**Task statement**
Report how many lines contain the word "component", with no other text.

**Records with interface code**
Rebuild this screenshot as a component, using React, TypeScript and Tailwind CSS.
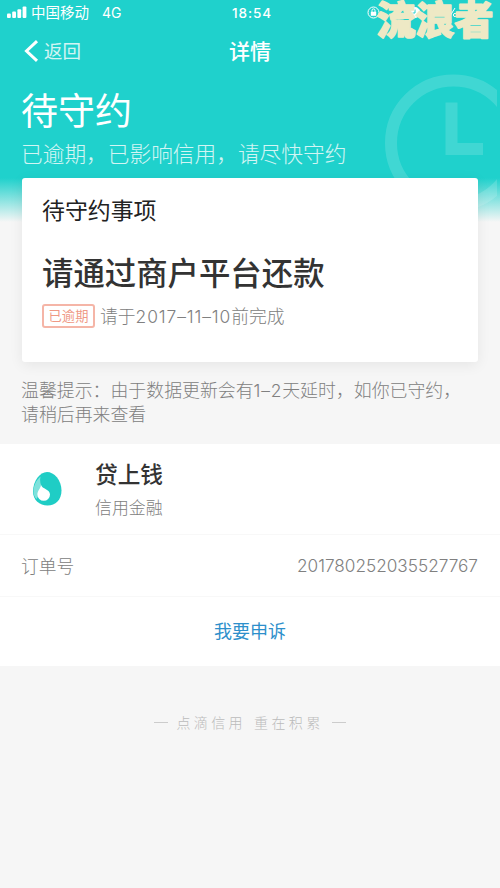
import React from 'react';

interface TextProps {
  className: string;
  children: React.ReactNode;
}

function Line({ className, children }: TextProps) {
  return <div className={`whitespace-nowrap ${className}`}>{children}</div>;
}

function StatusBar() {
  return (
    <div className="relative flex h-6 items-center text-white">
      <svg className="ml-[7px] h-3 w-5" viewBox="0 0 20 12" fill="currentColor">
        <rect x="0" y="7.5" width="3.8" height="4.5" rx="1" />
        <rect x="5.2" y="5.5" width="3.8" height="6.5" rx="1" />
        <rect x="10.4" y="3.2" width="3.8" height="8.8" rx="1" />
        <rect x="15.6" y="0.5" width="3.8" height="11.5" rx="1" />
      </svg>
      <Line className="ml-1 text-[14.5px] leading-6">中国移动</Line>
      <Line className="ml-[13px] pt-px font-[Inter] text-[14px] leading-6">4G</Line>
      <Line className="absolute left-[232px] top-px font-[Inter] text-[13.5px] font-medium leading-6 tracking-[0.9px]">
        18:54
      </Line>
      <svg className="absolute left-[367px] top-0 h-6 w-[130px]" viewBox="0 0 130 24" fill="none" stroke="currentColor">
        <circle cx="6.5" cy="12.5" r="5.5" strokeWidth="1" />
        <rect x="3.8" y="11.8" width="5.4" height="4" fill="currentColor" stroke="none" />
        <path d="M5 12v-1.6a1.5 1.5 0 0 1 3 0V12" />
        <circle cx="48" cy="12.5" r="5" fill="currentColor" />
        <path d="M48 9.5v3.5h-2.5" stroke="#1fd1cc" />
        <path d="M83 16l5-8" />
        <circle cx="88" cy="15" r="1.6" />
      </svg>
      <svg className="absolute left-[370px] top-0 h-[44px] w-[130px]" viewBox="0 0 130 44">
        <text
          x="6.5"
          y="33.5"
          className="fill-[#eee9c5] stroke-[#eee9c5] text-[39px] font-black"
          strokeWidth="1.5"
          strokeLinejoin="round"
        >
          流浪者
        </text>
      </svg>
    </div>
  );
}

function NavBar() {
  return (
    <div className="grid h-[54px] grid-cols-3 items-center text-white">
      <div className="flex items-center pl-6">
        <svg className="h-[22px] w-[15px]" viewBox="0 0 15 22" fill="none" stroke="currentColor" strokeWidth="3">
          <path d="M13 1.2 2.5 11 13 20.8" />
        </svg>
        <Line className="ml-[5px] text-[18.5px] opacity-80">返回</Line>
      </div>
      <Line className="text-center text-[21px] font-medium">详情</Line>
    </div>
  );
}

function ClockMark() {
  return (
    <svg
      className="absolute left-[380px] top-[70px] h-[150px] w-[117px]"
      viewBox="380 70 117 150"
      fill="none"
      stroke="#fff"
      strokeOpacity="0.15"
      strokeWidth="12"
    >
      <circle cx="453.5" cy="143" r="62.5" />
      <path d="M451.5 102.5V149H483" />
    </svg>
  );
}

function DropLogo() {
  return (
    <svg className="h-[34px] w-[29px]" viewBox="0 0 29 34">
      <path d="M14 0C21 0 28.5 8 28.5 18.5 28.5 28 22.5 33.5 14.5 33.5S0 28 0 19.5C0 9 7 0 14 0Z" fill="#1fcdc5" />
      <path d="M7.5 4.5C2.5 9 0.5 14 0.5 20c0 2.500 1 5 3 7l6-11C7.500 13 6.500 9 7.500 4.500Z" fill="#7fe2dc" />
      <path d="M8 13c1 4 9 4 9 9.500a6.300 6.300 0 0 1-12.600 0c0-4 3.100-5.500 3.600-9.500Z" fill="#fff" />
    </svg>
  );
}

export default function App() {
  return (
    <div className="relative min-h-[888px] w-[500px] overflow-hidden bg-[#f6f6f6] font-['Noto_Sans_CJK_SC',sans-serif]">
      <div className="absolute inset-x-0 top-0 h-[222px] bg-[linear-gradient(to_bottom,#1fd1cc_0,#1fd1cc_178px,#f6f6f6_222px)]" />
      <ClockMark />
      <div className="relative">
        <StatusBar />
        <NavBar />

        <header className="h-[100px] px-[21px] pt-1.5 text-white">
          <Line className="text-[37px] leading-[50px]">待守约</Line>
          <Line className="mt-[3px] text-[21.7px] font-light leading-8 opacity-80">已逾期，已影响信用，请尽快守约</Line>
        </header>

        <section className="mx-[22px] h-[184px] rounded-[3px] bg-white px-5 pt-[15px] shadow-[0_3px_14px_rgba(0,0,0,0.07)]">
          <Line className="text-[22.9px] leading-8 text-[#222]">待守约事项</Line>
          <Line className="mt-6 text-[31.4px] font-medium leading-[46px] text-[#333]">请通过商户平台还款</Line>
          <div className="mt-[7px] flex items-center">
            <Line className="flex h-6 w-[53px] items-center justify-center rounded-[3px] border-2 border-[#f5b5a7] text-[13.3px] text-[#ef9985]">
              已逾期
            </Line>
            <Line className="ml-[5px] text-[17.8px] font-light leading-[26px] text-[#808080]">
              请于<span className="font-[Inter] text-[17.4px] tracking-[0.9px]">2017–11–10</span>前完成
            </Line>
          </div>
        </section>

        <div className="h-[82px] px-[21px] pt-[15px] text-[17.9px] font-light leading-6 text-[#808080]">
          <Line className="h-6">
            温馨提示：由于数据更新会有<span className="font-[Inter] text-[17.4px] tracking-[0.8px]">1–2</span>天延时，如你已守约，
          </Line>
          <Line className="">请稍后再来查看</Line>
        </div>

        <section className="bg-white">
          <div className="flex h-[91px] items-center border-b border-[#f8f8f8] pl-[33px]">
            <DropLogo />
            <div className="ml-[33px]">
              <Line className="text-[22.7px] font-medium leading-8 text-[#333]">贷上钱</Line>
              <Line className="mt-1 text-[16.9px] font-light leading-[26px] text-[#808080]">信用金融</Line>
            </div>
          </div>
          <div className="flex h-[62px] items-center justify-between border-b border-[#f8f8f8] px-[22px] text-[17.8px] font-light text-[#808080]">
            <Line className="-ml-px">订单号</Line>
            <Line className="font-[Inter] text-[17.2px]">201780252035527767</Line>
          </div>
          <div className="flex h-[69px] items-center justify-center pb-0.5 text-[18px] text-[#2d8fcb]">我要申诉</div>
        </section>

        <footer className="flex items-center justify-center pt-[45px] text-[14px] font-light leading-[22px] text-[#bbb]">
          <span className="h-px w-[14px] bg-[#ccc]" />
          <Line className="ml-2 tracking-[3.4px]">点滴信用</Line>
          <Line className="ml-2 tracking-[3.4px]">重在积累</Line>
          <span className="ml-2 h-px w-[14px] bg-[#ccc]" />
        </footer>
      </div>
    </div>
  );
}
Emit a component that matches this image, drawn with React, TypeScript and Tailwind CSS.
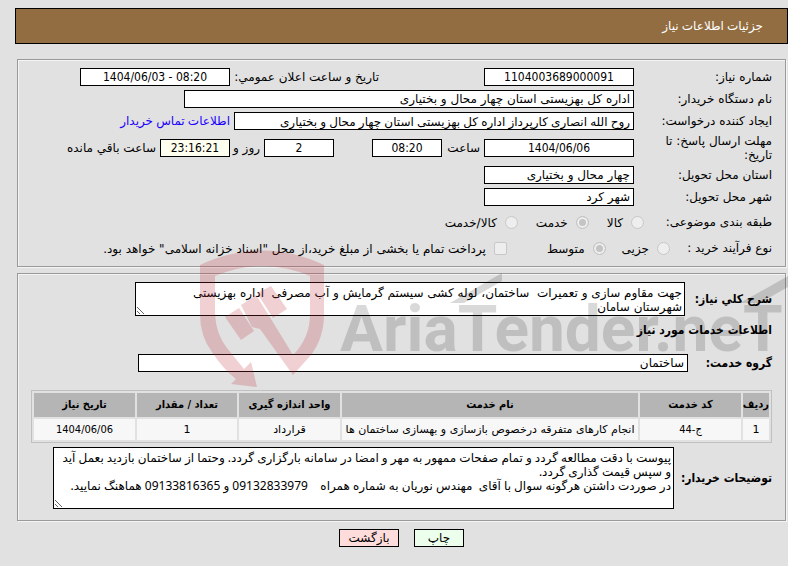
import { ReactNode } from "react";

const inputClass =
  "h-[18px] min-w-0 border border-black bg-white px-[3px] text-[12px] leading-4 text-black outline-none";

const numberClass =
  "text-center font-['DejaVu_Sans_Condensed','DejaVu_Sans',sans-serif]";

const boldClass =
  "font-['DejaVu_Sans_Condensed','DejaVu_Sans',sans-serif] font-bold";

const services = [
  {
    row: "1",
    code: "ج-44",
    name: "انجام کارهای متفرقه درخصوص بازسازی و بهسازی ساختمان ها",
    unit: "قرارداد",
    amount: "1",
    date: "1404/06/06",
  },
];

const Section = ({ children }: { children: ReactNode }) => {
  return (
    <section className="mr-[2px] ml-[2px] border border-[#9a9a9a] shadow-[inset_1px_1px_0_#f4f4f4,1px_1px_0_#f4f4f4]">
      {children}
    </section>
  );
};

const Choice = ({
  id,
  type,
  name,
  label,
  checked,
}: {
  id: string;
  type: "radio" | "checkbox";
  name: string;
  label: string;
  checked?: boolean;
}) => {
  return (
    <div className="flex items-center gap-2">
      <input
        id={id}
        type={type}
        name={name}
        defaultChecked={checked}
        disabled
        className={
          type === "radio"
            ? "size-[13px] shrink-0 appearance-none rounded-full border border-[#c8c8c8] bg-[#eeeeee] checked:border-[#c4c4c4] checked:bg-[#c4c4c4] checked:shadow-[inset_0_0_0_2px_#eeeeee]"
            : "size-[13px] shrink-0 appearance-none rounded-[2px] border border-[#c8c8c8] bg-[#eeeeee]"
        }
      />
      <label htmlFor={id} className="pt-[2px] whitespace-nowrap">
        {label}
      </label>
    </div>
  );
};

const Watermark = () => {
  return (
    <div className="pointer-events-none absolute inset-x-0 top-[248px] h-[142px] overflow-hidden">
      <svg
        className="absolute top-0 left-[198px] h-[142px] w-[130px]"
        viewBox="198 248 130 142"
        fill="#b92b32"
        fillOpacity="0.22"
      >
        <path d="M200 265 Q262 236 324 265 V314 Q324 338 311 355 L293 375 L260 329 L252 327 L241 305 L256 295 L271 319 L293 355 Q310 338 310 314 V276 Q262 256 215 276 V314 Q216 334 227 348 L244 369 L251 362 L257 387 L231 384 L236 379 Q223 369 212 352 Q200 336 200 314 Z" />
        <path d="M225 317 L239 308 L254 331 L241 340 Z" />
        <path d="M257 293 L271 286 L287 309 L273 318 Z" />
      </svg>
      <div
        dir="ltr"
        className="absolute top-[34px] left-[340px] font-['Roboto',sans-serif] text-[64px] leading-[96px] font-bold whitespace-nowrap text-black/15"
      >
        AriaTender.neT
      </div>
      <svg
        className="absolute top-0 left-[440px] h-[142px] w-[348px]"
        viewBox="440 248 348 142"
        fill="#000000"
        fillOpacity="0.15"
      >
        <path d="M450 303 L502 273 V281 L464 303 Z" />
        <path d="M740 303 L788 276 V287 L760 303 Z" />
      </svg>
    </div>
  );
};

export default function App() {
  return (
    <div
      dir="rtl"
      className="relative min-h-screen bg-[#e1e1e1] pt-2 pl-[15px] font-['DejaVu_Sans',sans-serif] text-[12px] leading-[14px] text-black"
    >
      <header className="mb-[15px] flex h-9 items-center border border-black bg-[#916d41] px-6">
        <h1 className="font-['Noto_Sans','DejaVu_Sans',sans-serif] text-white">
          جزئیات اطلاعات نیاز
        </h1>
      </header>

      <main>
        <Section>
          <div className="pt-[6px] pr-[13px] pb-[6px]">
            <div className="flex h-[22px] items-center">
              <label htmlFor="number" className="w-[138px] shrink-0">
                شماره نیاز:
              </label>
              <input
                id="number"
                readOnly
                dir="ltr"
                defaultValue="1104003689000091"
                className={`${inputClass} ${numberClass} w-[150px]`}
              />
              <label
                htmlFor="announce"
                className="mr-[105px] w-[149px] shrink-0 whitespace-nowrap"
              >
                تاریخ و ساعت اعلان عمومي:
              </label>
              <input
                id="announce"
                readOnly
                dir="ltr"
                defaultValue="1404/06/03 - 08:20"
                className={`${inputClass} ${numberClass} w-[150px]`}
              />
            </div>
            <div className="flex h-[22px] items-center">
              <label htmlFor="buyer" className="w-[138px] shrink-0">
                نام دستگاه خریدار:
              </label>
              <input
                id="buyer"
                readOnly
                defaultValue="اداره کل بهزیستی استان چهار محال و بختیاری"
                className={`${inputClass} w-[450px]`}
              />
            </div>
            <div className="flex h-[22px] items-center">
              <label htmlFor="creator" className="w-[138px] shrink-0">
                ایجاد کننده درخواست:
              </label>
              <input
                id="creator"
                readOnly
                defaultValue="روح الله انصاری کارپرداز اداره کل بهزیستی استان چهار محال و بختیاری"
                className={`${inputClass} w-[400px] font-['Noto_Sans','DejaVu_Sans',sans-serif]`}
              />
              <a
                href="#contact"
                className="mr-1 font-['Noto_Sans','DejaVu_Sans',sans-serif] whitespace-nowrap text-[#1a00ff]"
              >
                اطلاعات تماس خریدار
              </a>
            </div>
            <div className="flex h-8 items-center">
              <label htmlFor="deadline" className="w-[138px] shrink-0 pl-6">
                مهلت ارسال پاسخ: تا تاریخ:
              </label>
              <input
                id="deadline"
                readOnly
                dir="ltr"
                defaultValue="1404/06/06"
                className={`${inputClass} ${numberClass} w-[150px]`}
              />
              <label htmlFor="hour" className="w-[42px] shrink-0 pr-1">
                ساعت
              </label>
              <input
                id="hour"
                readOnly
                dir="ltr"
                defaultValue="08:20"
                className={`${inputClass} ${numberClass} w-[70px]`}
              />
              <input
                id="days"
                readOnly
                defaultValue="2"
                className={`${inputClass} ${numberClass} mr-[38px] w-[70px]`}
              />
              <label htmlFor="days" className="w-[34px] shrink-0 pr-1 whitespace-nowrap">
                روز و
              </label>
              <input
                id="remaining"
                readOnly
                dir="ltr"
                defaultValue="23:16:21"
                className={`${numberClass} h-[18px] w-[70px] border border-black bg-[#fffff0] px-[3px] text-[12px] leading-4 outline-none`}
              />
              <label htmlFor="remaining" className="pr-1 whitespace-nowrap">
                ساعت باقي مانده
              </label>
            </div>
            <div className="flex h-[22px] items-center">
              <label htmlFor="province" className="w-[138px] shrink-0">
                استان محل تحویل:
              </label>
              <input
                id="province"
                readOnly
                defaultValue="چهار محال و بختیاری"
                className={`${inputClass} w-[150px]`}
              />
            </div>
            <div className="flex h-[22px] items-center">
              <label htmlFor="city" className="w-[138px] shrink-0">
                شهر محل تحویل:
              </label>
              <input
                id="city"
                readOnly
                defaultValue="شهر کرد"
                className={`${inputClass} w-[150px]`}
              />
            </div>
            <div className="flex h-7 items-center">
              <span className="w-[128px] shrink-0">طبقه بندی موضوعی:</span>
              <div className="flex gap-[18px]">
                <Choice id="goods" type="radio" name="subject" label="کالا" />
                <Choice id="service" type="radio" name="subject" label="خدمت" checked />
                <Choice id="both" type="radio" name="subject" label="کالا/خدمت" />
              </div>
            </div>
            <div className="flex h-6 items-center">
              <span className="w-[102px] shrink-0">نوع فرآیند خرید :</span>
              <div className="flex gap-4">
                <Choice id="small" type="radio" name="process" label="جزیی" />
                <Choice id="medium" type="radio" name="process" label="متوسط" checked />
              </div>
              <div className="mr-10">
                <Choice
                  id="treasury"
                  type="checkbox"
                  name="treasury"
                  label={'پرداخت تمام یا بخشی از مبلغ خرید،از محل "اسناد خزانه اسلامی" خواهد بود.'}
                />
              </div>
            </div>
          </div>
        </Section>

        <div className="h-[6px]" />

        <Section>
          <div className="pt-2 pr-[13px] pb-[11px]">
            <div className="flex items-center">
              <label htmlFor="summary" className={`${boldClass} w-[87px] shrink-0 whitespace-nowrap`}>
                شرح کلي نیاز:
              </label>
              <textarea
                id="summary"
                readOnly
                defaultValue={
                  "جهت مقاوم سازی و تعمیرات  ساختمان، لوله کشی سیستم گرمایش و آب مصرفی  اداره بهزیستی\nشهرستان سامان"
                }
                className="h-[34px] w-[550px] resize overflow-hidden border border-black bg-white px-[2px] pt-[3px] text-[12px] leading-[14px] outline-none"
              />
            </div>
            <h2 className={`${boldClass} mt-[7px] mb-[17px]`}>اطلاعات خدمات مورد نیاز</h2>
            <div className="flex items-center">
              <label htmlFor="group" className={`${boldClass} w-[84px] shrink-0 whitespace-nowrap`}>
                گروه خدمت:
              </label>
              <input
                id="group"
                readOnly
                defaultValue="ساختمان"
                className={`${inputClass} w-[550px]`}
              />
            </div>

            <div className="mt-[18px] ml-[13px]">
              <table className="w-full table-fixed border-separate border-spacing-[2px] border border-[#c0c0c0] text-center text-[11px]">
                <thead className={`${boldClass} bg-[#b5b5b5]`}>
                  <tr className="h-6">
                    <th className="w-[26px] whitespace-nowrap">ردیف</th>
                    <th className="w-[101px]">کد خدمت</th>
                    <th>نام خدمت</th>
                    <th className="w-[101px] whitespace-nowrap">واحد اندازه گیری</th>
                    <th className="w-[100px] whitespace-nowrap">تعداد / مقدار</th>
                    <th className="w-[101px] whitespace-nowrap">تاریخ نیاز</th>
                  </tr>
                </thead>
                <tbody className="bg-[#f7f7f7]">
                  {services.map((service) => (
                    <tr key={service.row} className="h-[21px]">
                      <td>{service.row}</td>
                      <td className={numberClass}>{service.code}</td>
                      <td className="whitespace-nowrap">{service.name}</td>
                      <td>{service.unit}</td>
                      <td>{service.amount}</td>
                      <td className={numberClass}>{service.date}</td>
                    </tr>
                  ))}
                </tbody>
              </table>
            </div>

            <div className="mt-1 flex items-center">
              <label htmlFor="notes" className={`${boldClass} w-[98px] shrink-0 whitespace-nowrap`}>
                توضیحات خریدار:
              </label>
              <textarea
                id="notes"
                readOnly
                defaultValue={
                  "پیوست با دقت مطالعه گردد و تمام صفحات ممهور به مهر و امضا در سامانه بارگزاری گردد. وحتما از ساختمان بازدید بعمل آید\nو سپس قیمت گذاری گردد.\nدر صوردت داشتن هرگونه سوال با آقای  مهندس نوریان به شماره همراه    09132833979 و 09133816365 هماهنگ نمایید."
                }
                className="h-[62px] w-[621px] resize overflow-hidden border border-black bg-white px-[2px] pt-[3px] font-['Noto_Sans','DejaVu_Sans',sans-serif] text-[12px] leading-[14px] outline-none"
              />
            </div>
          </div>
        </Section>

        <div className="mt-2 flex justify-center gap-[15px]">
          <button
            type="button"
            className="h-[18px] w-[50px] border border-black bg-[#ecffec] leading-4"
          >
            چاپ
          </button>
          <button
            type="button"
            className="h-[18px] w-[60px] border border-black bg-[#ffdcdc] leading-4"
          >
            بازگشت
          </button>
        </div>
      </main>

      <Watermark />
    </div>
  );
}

**Written response**
2